The Strokes have long needed a comeback record. More than any other band of the early 00s, The Strokes have been seen as living in the shadow of their debut. Whereas Is This It long ago entered classic record status, their three subsequent records have all suffered from varying degrees of musical compromise. While their fourth record, Angles, saw singer Julian Casablancas adjusting to his decreased role as principal songwriter, his transformation is complete on new release Comedown Machine.
It's not a bad thing to hear a lead track from The Strokes and think that it's been penned by another band. "Tap Out" nearly cops the chord progression from Gloria Estefan's " Rhythm is Gonna Get You." Like some of their better recent work though, the effect is temporary; the chorus features a slightly vocoded Casablancas flowing neatly over a laid back Italo-disco beat. "Welcome to Japan" is shameless disco. Bassist Nikolai Fraiture sounds more like Dave Allen (of Gang of Four fame), pounding out slick octave jumps over angular guitar chords. Throughout Comedown Machine the band seems focused on presenting an optimistic descent. "Chances" sweetly romances this notion.
While the guitars have always been an instant draw to classic Strokes songs, the true show stealer has always been Casablancas vocals. If anything, he sounds better the less coherent he is. Comedown Machine is a return to basics in that regard. "50/50" handily recalls the earliest whisky-soaked Strokes demos. Clocking in at two minutes, Casablancas screams into a distorted mic, the band chugging along relentlessly with 16th-note aplomb. Aside from any punk connotations the track feels a bit like Casablancas channeling his inner metal god, leather gloved hand raised high in praise of the night. "Partners in Crime" occupies a much different end of the spectrum. The melody feels positively French pop, a-la Stereolab, that is until the chorus. Each new part of the song seems to purposefully feature different instrumental parts from their debut single "Last Night," right down to the drum and bass breaks.

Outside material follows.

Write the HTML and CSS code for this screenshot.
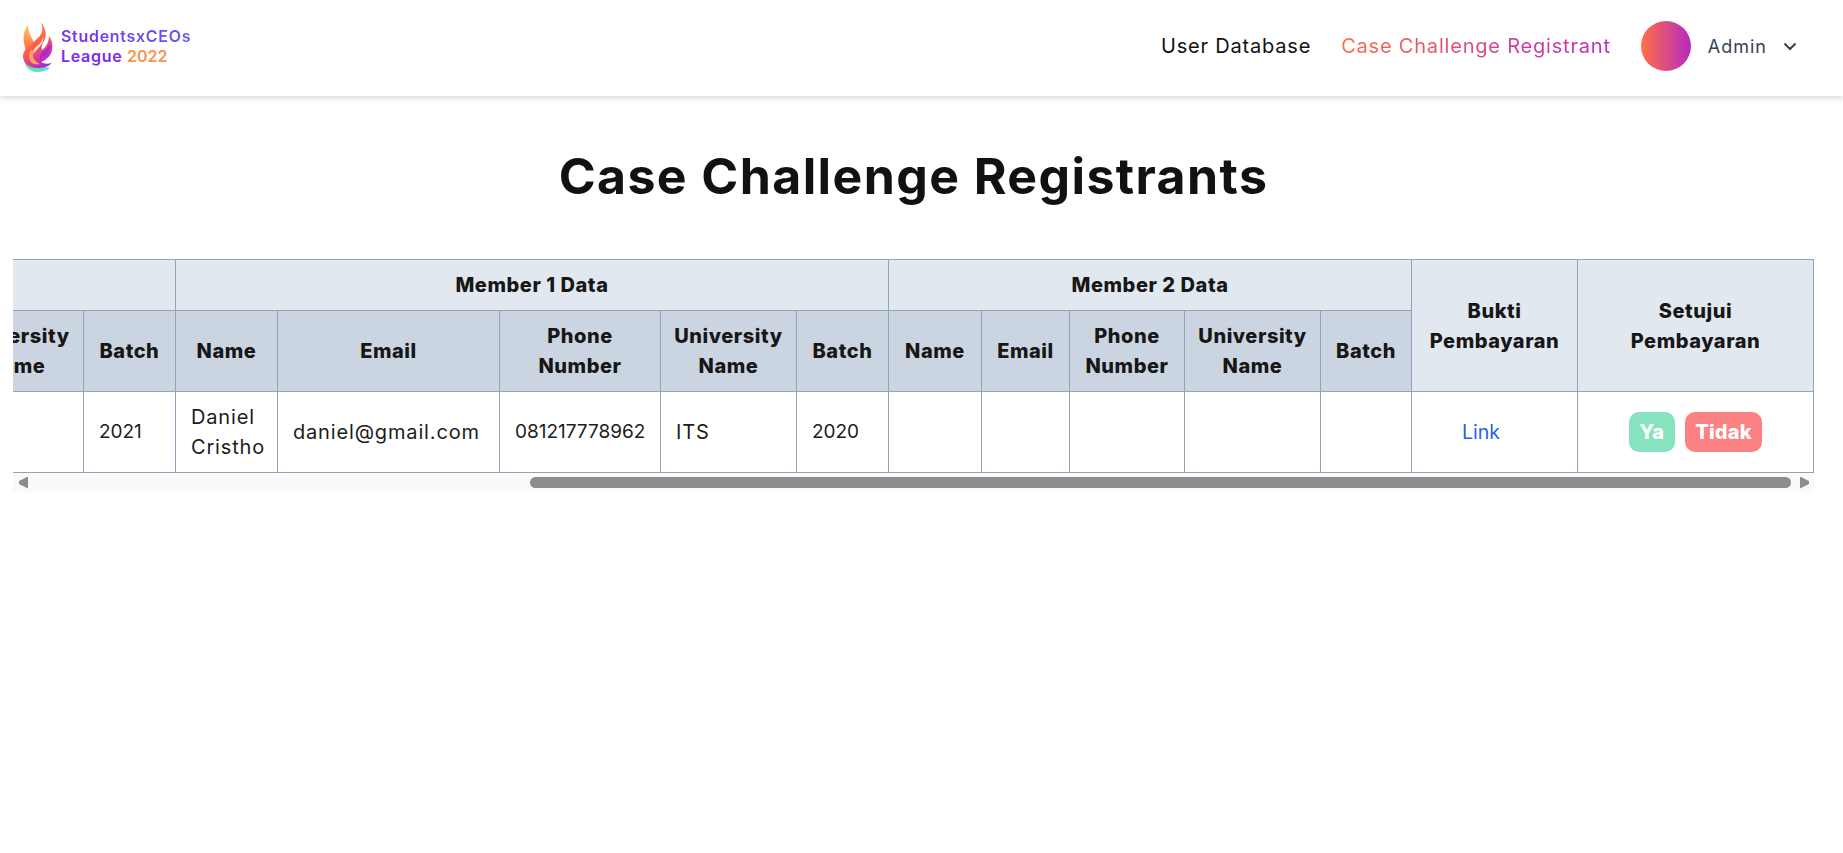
FILE: index.html
```html
<!DOCTYPE html>
<html lang="en">
<head>
<meta charset="utf-8">
<title>Case Challenge Registrants</title>
<link rel="stylesheet" href="styles.css">
</head>
<body>
<nav class="nav">
  <a class="brand" href="#">
    <svg class="flame" viewBox="0 0 30 50" width="30" height="50" aria-hidden="true">
      <defs>
        <linearGradient id="fBody" x1=".2" y1=".05" x2=".7" y2="1">
          <stop offset="0" stop-color="#ff9440"/><stop offset=".5" stop-color="#ff5a4a"/><stop offset=".82" stop-color="#c92eb8"/><stop offset="1" stop-color="#9a2cd8"/>
        </linearGradient>
        <linearGradient id="fTip" x1="0" y1="0" x2="0" y2="1">
          <stop offset="0" stop-color="#ffc46b"/><stop offset="1" stop-color="#ff6a3c"/>
        </linearGradient>
        <linearGradient id="fBase" x1="0" y1="0" x2="1" y2="0">
          <stop offset="0" stop-color="#5fe8a8"/><stop offset="1" stop-color="#62d8d0"/>
        </linearGradient>
      </defs>
      <path fill="url(#fBase)" d="M1 32C-.5 42 5 50 14 50c6 0 10-2 13-4L14 42 4 34z"/>
      <path fill="url(#fTip)" d="M5 3C1 8 0 14 1 21l2 9 8-9C9 15 5 11 5 3z"/>
      <path fill="url(#fBody)" d="M18 0c2 6 2 10-2 15C9 22 0 27 0 34c0 7 6 12 14 12 6 0 11-1 15-5-4 1-8 1-11-1 5-2 10-6 11-12 1-5 0-10-3-14 0 6-3 11-7 14-1-2 0-6 2-9 3-5 2-12-3-19z"/>
      <path fill="#ffe9c4" d="M20 14c0 4-3 8-7 11-2 2-3 4-3 7 2-3 6-6 8-9 2-3 3-6 2-9z"/>
      <path fill="#ffa35c" d="M9 27c-4 4-4 10 0 14 2 1 5 2 8 1-4-2-7-5-7-8 0-2 0-5-1-7z"/>
      <path fill="#a02cd6" d="M19 30c3-1 6-4 8-8 0 5-2 10-7 13-2 1-3 3-2 5-2-3-1-7 1-10z"/>
    </svg>
    <span class="brand-text">
      <span class="brand-line brand-grad">StudentsxCEOs</span>
      <span class="brand-line brand-purple">League <span class="brand-year">2022</span></span>
    </span>
  </a>
  <div class="nav-right">
    <a class="nav-link" href="#">User Database</a>
    <a class="nav-link nav-active" href="#">Case Challenge Registrant</a>
    <div class="avatar"></div>
    <span class="admin">Admin</span>
    <svg class="chev" viewBox="0 0 14 9" width="14" height="9" aria-hidden="true"><path d="M1.5 1.5 7 7l5.5-5.5" fill="none" stroke="#374151" stroke-width="2"/></svg>
  </div>
</nav>

<main class="main">
  <h1 class="title">Case Challenge Registrants</h1>
  <div class="scroller">
    <div class="viewport">
      <table class="tbl">
        <colgroup>
          <col class="c136"><col class="c92"><col class="c102"><col class="c222"><col class="c161"><col class="c136"><col class="c92"><col class="c93"><col class="c88"><col class="c115"><col class="c136"><col class="c91"><col class="c166"><col class="c236">
        </colgroup>
        <thead>
          <tr class="r1">
            <th colspan="2"></th>
            <th colspan="5">Member 1 Data</th>
            <th colspan="5">Member 2 Data</th>
            <th rowspan="2">Bukti<br>Pembayaran</th>
            <th rowspan="2">Setujui<br>Pembayaran</th>
          </tr>
          <tr class="r2">
            <th class="dark">University<br>Name</th>
            <th class="dark">Batch</th>
            <th class="dark">Name</th>
            <th class="dark">Email</th>
            <th class="dark">Phone<br>Number</th>
            <th class="dark">University<br>Name</th>
            <th class="dark">Batch</th>
            <th class="dark">Name</th>
            <th class="dark">Email</th>
            <th class="dark">Phone<br>Number</th>
            <th class="dark">University<br>Name</th>
            <th class="dark">Batch</th>
          </tr>
        </thead>
        <tbody>
          <tr class="r3">
            <td></td>
            <td class="num">2021</td>
            <td>Daniel<br>Cristho</td>
            <td>daniel@gmail.com</td>
            <td class="num">081217778962</td>
            <td>ITS</td>
            <td class="num">2020</td>
            <td></td><td></td><td></td><td></td><td></td>
            <td class="link-cell"><a class="link" href="#">Link</a></td>
            <td class="act-cell">
              <div class="actions">
                <button class="btn btn-yes">Ya</button>
                <button class="btn btn-no">Tidak</button>
              </div>
            </td>
          </tr>
        </tbody>
      </table>
    </div>
    <div class="bar">
      <span class="arrow arrow-left"></span>
      <div class="track"><div class="thumb"></div></div>
      <span class="arrow arrow-right"></span>
    </div>
  </div>
</main>
</body>
</html>
```
FILE: styles.css
```css
* { box-sizing: border-box; }
html, body { margin: 0; padding: 0; height: 100%; overflow: hidden; background: #fff; }
body { font-family: Inter, "Liberation Sans", sans-serif; color: #111; }

.nav {
  height: 96px;
  display: flex;
  align-items: center;
  justify-content: space-between;
  padding: 0 46px 4px 23px;
  background: #fff;
  box-shadow: 0 2px 6px rgba(0,0,0,.16);
}
.brand { display: flex; align-items: center; gap: 8px; text-decoration: none; }
.flame { display: block; margin-top: 1px; }
.brand-text { display: flex; flex-direction: column; font-size: 16px; font-weight: 600; line-height: 20px; letter-spacing: .7px; }
.brand-line { display: block; }
.brand-grad { background: linear-gradient(90deg, #7a2cf0, #5f5cf0); -webkit-background-clip: text; background-clip: text; color: transparent; }
.brand-purple { color: #7a2cf0; }
.brand-year { color: #fb9350; letter-spacing: 0; }

.nav-right { display: flex; align-items: center; }
.nav-link { font-size: 20px; line-height: 28px; letter-spacing: .8px; color: #111; text-decoration: none; margin-right: 30px; }
.nav-active { background: linear-gradient(90deg, #ff6a45, #b92ac0); -webkit-background-clip: text; background-clip: text; color: transparent; margin-right: 30px; }
.avatar { width: 50px; height: 50px; border-radius: 50%; background: linear-gradient(90deg, #ff6f47, #b62abf); margin-right: 17px; }
.admin { font-size: 18px; letter-spacing: 1px; color: #374151; margin-right: 16px; }
.chev { display: block; }

.main { padding: 0 29px 0 13px; }
.title { margin: 48px 0 0; text-align: center; font-size: 50px; line-height: 64px; letter-spacing: 1.4px; font-weight: 700; color: #111; }

.scroller { margin-top: 51px; }
.viewport { display: flex; justify-content: flex-end; overflow: hidden; }
.tbl { border-collapse: collapse; table-layout: fixed; flex: none; width: 1854px; border-right: 1px solid #94a3b8; font-size: 20px; }
.c136 { width: 136px; } .c92 { width: 92px; } .c102 { width: 102px; } .c222 { width: 222px; }
.c161 { width: 161px; } .c93 { width: 93px; } .c88 { width: 88px; } .c115 { width: 115px; }
.c91 { width: 91px; } .c166 { width: 166px; } .c236 { width: 236px; }
.tbl th, .tbl td { border: 1px solid #94a3b8; padding: 0 15px; }
.tbl th { background: #e2e8f0; font-size: 20px; line-height: 30px; letter-spacing: .55px; font-weight: 800; text-align: center; color: #171717; white-space: nowrap; padding: 0; }
.tbl th.dark { background: #cbd5e1; }
.tbl td { font-size: 20px; line-height: 30px; letter-spacing: .85px; font-weight: 400; color: #1c1c1c; text-align: left; white-space: nowrap; }
.tbl td.num { font-size: 19px; letter-spacing: 0; }
.r1 { height: 51px; }
.r2 { height: 81px; }
.r3 { height: 81px; }
.tbl td.link-cell { padding-left: 50px; letter-spacing: 0; font-size: 19.5px; }
.tbl td.act-cell { padding: 0; }
.link { color: #2563eb; text-decoration: none; }
.actions { display: flex; justify-content: center; gap: 10px; }
.btn { height: 40px; border: 0; border-radius: 10px; padding: 0 10.5px; color: #fff; font: 800 20px/40px Inter, sans-serif; letter-spacing: .2px; }
.btn-yes { background: #86e3bd; }
.btn-no { background: #fb8282; }

.bar { height: 19px; display: flex; align-items: center; background: #fafafa; padding: 0 5px 0 6px; }
.track { flex: 1; height: 11px; padding-left: 500px; padding-right: 0; margin: 0 9px 0 2px; }
.thumb { height: 11px; border-radius: 6px; background: #8c8c8c; }
.arrow { width: 9px; height: 12px; flex: none; background: #8c8c8c; }
.arrow-left { clip-path: polygon(0 38%, 100% 0, 100% 100%, 0 62%); }
.arrow-right { clip-path: polygon(0 0, 100% 38%, 100% 62%, 0 100%); }
```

The strangest territory on Comedown Machine is devoid of obvious references. Lead single "One Way Trigger" is sung by Casablancas, known primarily for his rich baritone, entirely in the upper registers. Guitarists Albert Hammond Jr. and Nick Valensi trade Strokesian guitar lines over a cheerful beat and indecipherable lyrics. It's a bizarre choice as a single given that the album has much safer material on it. However, it is an optimistic move, signaling perhaps a now older Strokes opening themselves up to a change in musical direction.